Victim politics and the death of imagination
Yassmin Abdel-Magied was one of the token Muslims picked by Malcolm Turnbull for his made-for-TV end-of-Ramadan dinner. So she is sure a beneficiary of victim politics. But she overplayed her hand when Lionel Shriver came to the Brisbane Writers Festival and mocked her very type:
Yassmin Abdel-Magied was one of the token Muslims picked by Malcolm Turnbull for his made-for-TV end-of-Ramadan dinner. So she is sure a beneficiary of victim politics. But she overplayed her hand when Lionel Shriver came to the Brisbane Writers Festival and mocked her very type in her speech.
Cue the victim politics. Cue the absurd offence taking. Cue the racial rank-pulling. And cue the intolerance:
We were 20 minutes into the speech when I turned to my mother, sitting next to me in the front row.
“Mama, I can’t sit here,” I said, the corners of my mouth dragging downwards. “I cannot legitimise this …”...
So what did happen? What did Shriver say in her keynote that could drive a woman who has heard every slur under the sun to discard social convention and make such an obviously political exit?
Her question was — or could have been — an interesting question: What are fiction writers “allowed” to write, given they will never truly know another person’s experience?...
Shriver began by making light of a recent incident in the US, where students faced prosecution for what was argued by some as “casual racial and ethnic stereotyping and cultural insensitivity” at a Mexican-themed party.
“Can you believe,” Shriver asked at the beginning of her speech, “that these students were so sensitive about the wearing of sombreros?”
The audience, compliant, chuckled. I started looking forward to the point in the speech where she was to subvert the argument.
It never came.
On and on it went. Rather than focus on the ultimate question around how we can know an experience we have not had, the argument became a tirade. It became about the fact that a white man should be able to write the experience of a young Nigerian woman and if he sells millions and does a “decent” job — in the eyes of a white woman — he should not be questioned or pilloried in any way. It became about mocking those who ask people to seek permission to use their stories. It became a celebration of the unfettered exploitation of the experiences of others, under the guise of fiction...

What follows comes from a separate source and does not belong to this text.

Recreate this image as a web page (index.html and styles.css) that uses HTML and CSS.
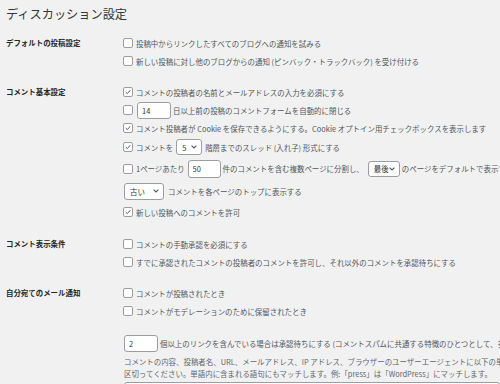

As the chuckles of the audience swelled around me, reinforcing and legitimising the words coming from behind the lectern, I breathed in deeply, trying to make sense of what I was hearing. The stench of privilege hung heavy in the air, and I was reminded of my “place” in the world...
It’s not always OK if a white guy writes the story of a Nigerian woman because the actual Nigerian woman can’t get published or reviewed to begin with. It’s not always OK if a straight white woman writes the story of a queer Indigenous man, because when was the last time you heard a queer Indigenous man tell his own story? ...
But there is a bigger and broader issue, one that, for me, is more emotive. Cultural appropriation is a “thing”, because of our histories. The history of colonisation, where everything was taken from a people, the world over. Land, wealth, dignity … and now identity is to be taken as well?...
Asking to be respected – is that asking for too much? Apparently, in the world of fiction, it is.
Shriver ... wanted to talk about the forces of political correctness that are trying to dictate not only what you think but what you can say, and especially what you write.
She started with an incident from a US college where kids organised a Mexican theme party. They handed out little sombreros and served tequila. Photographs went up on social media. Outrage ensued. A sanctions committee was formed. Kids got impeached. Those who felt “harmed” by the “cultural appropriation” were provided with counselling. At this point in her speech, Shriver put on a sombrero.
She gave a few more examples: pop star Katy Perry being criticised at the American Music Awards in 2013 for dressing like a geisha... Shriver then spoke of writers who had been criticised — and badly reviewed — for daring to write from the perspective of a black person when they were not themselves black. Surely the point of fiction is the ability to get into somebody else’s shoes and have a good old walk around?...
Oh, the upset! People got up and walked out, notably Yassmin Abdel-Magied, an Australian of Egyptian and Sudanese descent...
Then came the chilling aftermath. The festival organisers — director Julie Beveridge and her team — were shaken to the core, not by Shriver’s speech but by the idea that people were offended. There were meetings behind closed doors and in the writers’ green room where I sat watching as they grappled with what to do...
They moved swiftly to organise a “right of reply” for Abdel-Magied. This was necessary, they said, because Shiver “did not speak to her brief”. This was not, she said, “the conversation we intended to have”.
Does anyone else feel the chill?
Yes, it has come to this. Censorship at a literary festival...
We are now in the realm of the absurd. It’s not always OK to write from a different perspective? When is it OK? Who should decide? Shall we have guidelines? How about a censorship board like in the good old days? Should all writers put down their pens until every Buddhist Mexican wheelchair-user has had their go? What if their books are crap? Do we have to review them and say they’re good because otherwise it’s not fair?...
Do critics not understand that it’s a mere trip from here to book burning?